Friday, January 8, 2016
Thinking Out Loud, Volume DI
It was just past lunch time, so I looked for a nice place to stop for a bite. The place I selected ended up being a little more upscale than what I would've ordinarily chosen, but since I was already there, I decided to go ahead and give them my business. The place was small and the tables were uncomfortably close together. My table appeared to have been pulled just a few inches away from the next table, just far enough to be able to be called a separate table. Seated there next to me were three young "thirty-somethings" who seemed to be frequent guests there, and they were apparently completely oblivious to my presence. Since I was no more than eighteen inches from the closest one, I couldn't help but hear their entire conversation as I ate in silence, and judging from their topic, they must have been in some kind of competition as to which one had the worst husband. (I also got the impression that their husbands were at work while their names were being smeared in the mud.) I was reminded of a young woman I had worked with a few years earlier who would come to work letting everyone in the office know just how sorry her husband was, until the morning she showed up with swollen eyes and a puffy face from crying all night because her husband had left her the night before. I thought she would've been glad.

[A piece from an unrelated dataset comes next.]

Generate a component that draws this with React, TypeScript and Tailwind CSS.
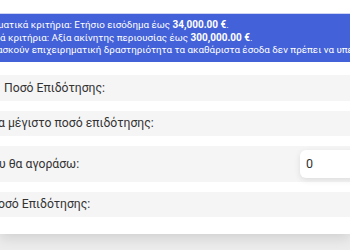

On the other side of the equation, I've know numerous men who didn't necessarily run their wives down to other men, but they would publicly humiliate them in front of other people, treating them as if they were idiots. There, once again, I exercised my right to remain silent, while I wanted to shout at the guy and tell him that while his wife may not know right off which way is east, I was sure there were a lot of things she DID know that he didn't, but was too classy to point it out right then and there. One thing she knew was to keep her mouth shut at that moment, while he seemed totally unaware that publicly humiliating another person made him look much more foolish than she.
There's a lot about both of those examples I don't understand. First of all, if the person I chose to marry is such a dingbat and is so worthless, how bright does that make ME look? Secondly, does it make me look smart or cool to make sure everyone around is aware of the complaints I have about my spouse? Does that get me accepted into the "Cool People's Club?" But the big question I have is, do we sometimes have unrealistic expectations about other fallible human beings? While we're quick to point out that we're not perfect, do we expect perfection from everyone else? My wife has made some not so smart mistakes down through the years, but if she and I were to compete on who had made the most, I think we'd end up in a tie.

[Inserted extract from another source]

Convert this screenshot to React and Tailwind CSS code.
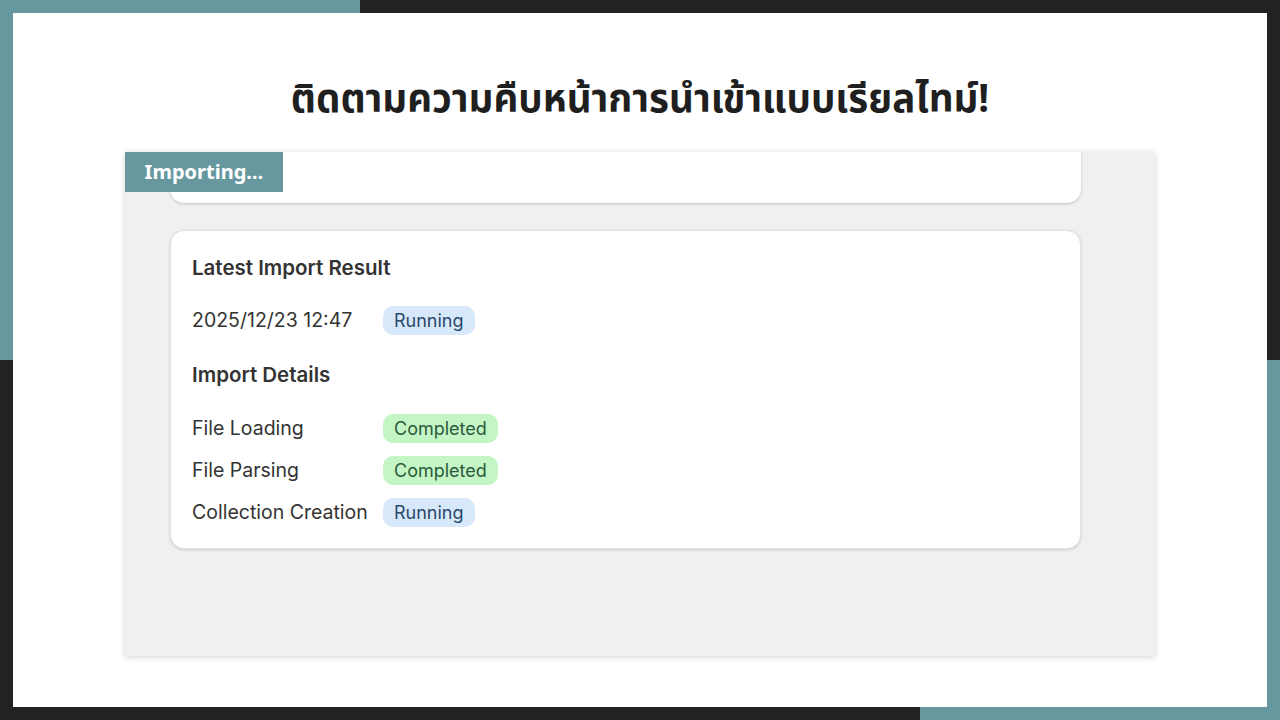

Truthfully, I believe the women at the table next to me who were complaining about their husbands, the same husbands who were working so their wives could afford to have lunch with their friends in a fancy restaurant, really loved their husbands and would probably be ashamed if I had recorded their conversation and played it back to them. The man who ridiculed his wife for not having a sense of direction could most likely point out a lot more things about her that made him proud, yet all of them got caught up in the moment, in the emotion of the conversation, and made human mistakes. But, you know, if we're willing to look in the mirror and take a look at ourselves the way we really are, we can learn from those mistakes and become better people. Hey, I know my wife is human and is subject to human error. She's knows the same about me. Between the two of us, who errs the most? I don't know. We're not keeping score.